Question

Is there a way to construct an LDAP search string that would return all groups that have more than one parent group? I have searched and searched Google, and perhaps this can't be done, or perhaps I am just not looking for the right thing, but it seems like I should be able to do this.

What I am trying to solve: We have a batch application that maintains an organizational hierarchy of groups. In our hierarchy, a group can only have one parent "org" group. It have have any number of non-Org parent groups, just not Organizational unit groups. Orgs are identified by a CN that consists of 8 separate numbers withing a very specific range, lets say 1000 to 1001 for sake of argument, where 10000000 is the "Base" Org unit. An Org can only be a child of one other Org, but can have other parent groups that are not Org units.

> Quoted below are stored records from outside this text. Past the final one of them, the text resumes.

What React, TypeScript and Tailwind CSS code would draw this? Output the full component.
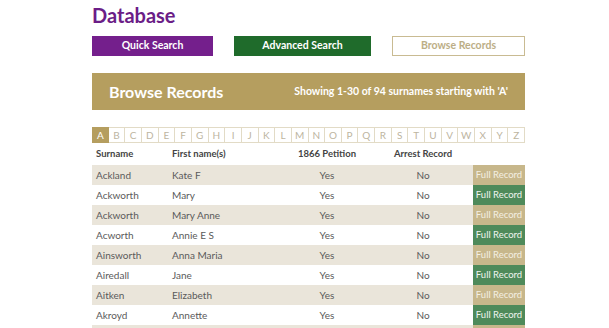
import React from "react";

type Row = { surname: string; first: string; petition: string; arrest: string };

const LETTERS = "ABCDEFGHIJKLMNOPQRSTUVWXYZ".split("");

const ROWS: Row[] = [
  { surname: "Ackland", first: "Kate F", petition: "Yes", arrest: "No" },
  { surname: "Ackworth", first: "Mary", petition: "Yes", arrest: "No" },
  { surname: "Ackworth", first: "Mary Anne", petition: "Yes", arrest: "No" },
  { surname: "Acworth", first: "Annie E S", petition: "Yes", arrest: "No" },
  { surname: "Ainsworth", first: "Anna Maria", petition: "Yes", arrest: "No" },
  { surname: "Airedall", first: "Jane", petition: "Yes", arrest: "No" },
  { surname: "Aitken", first: "Elizabeth", petition: "Yes", arrest: "No" },
  { surname: "Akroyd", first: "Annette", petition: "Yes", arrest: "No" },
  { surname: "Alexander", first: "Agnes", petition: "Yes", arrest: "No" },
];

const COLS = "grid grid-cols-[80px_109px_92px_100px_52px]";

export default function App() {
  return (
    <main className="min-h-screen bg-white font-['Lato',sans-serif] text-[#5a5a5a]">
      <div className="ml-[92px] w-[433px]">
        <h1 className="pt-[3px] text-[20px] font-bold leading-[25px] text-[#6b1d87]">Database</h1>

        <div className="mt-[8px] flex justify-between">
          <button className="h-[20px] w-[121px] bg-[#741f8c] text-[10.5px] font-bold text-white">Quick Search</button>
          <button className="h-[20px] w-[137px] bg-[#1f6b2b] text-[10.5px] font-bold text-white">Advanced Search</button>
          <button className="h-[20px] w-[133px] border border-[#c9bb92] bg-white text-[10.5px] font-bold text-[#bcae86]">
            Browse Records
          </button>
        </div>

        <section className="mt-[17px] flex h-[37px] items-center justify-between bg-[#b59e5f] px-[17px] text-white">
          <h2 className="text-[16px] font-bold">Browse Records</h2>
          <p className="text-[10.5px] font-bold">Showing 1-30 of 94 surnames starting with 'A'</p>
        </section>

        <nav className="mt-[17px] grid grid-cols-[repeat(26,1fr)]">
          {LETTERS.map(l =>
            l === "A" ? (
              <span key={l} className="flex h-[16px] items-center justify-center bg-[#b59e5f] text-[10px] text-white">
                {l}
              </span>
            ) : (
              <span
                key={l}
                className="flex h-[16px] items-center justify-center border border-l-0 border-[#e2dbc6] text-[10px] text-[#bdb59f]"
              >
                {l}
              </span>
            )
          )}
        </nav>

        <div className={`${COLS} h-[22px] items-center text-[9.5px] font-bold text-[#444]`}>
          <span className="pl-[4px]">Surname</span>
          <span>First name(s)</span>
          <span className="text-center">1866 Petition</span>
          <span className="text-center">Arrest Record</span>
          <span />
        </div>

        {ROWS.map((r, i) => (
          <div
            key={i}
            className={`${COLS} h-[20px] items-center text-[10px] ${i % 2 === 0 ? "bg-[#eae5da]" : "bg-white"}`}
          >
            <span className="pl-[4px]">{r.surname}</span>
            <span>{r.first}</span>
            <span className="text-center">{r.petition}</span>
            <span className="text-center">{r.arrest}</span>
            <span
              className={`flex h-full items-center justify-center text-[9.5px] ${
                i % 2 === 0 ? "bg-[#c7b78b] text-[#f4efe2]" : "bg-[#4e8a5a] text-[#eef5ef]"
              }`}
            >
              Full Record
            </span>
          </div>
        ))}
      </div>
    </main>
  );
}
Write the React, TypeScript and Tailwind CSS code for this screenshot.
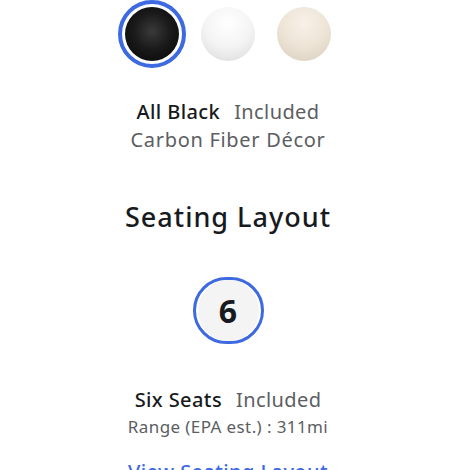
import React from "react";

// Interior colour swatches + seating layout picker, centred column.
const swatches = [
  {
    id: "black",
    selected: true,
    cls: "bg-[radial-gradient(circle_at_50%_45%,#3a3a3a_0%,#1a1a1a_45%,#050505_100%)]",
  },
  {
    id: "white",
    selected: false,
    cls: "bg-[radial-gradient(circle_at_50%_30%,#ffffff_0%,#f4f4f4_50%,#d9d9d9_100%)]",
  },
  {
    id: "cream",
    selected: false,
    cls: "bg-[radial-gradient(circle_at_50%_30%,#f7f1e8_0%,#ede4d6_50%,#d8cdbd_100%)]",
  },
];

export default function App() {
  return (
    <div
      className="w-[456px] h-[470px] overflow-hidden bg-white flex flex-col items-center text-[#171a20]"
      style={{ fontFamily: '"Noto Sans", Arial, sans-serif' }}
    >
      <div className="flex items-center gap-[8px]">
        {swatches.map((s) => (
          <div
            key={s.id}
            className={`w-[68px] h-[68px] rounded-full flex items-center justify-center ${
              s.selected ? "border-[4px] border-[#3e6ae1]" : ""
            }`}
          >
            <div className={`w-[54px] h-[54px] rounded-full ${s.cls}`} />
          </div>
        ))}
      </div>

      <div className="mt-[32px] flex items-baseline gap-[14px] text-[20px] leading-[24px] tracking-[0.4px]">
        <span className="font-medium">All Black</span>
        <span className="text-[#5c5e62]">Included</span>
      </div>
      <div className="mt-[4px] text-[20px] leading-[24px] tracking-[0.7px] text-[#5c5e62]">
        Carbon Fiber Décor
      </div>

      <h2 className="mt-[49px] text-[27px] leading-[32px] tracking-[1px] font-medium">
        Seating Layout
      </h2>

      <div className="mt-[44px] w-[71px] h-[71px] rounded-full border-[3px] border-[#3e6ae1] flex items-center justify-center">
        <div className="w-[61px] h-[61px] rounded-full bg-[#f4f4f4] flex items-center justify-center text-[32px] font-bold">
          6
        </div>
      </div>

      <div className="mt-[44px] flex items-baseline gap-[14px] text-[20px] leading-[24px] tracking-[0.4px]">
        <span className="font-medium">Six Seats</span>
        <span className="text-[#5c5e62]">Included</span>
      </div>
      <div className="mt-[4px] text-[17px] leading-[22px] tracking-[0.4px] text-[#5c5e62]">
        Range (EPA est.) : 311mi
      </div>

      <a className="mt-[22px] text-[20px] leading-[24px] tracking-[0.4px] font-medium text-[#3e6ae1]">
        View Seating Layout
      </a>
    </div>
  );
}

The problem is that someone, in their infinite wisdom, has gone out and broke the cardinal rule that an Org group should have one and only one Org parent. Now I have to update the batch program to handle and correct it. But, first, I need to know how to find these.

My thought is something like this:

(&(objectClass=group)(count(members) > 2))

Where count is some aggregate function that returns the number of members a group might have. Or, maybe some way to return all groups that have more than one memberOf?

Was it helpful?

Solution

LDAP has no aggregate function to determine the number of members. Some LDAP implementations may have added features for aggregation, but AFIK, Microsoft Active Directory does not.

You could move you baseDN to a higher point to encompass all the possible OUs in which there are groups or even root. As you tagged the question as Microsoft Active Directory, you may then need to chase referrals.

I was not able to determine if Microsoft Active Directory supports extensible matching for DNs which would allow matching only within two or more containers. If Microsoft Active Directory does, then a filter similar to: (&(|(ou:dn:=groups)(ou:dn:=groups2))(objectclass=groups)) might work.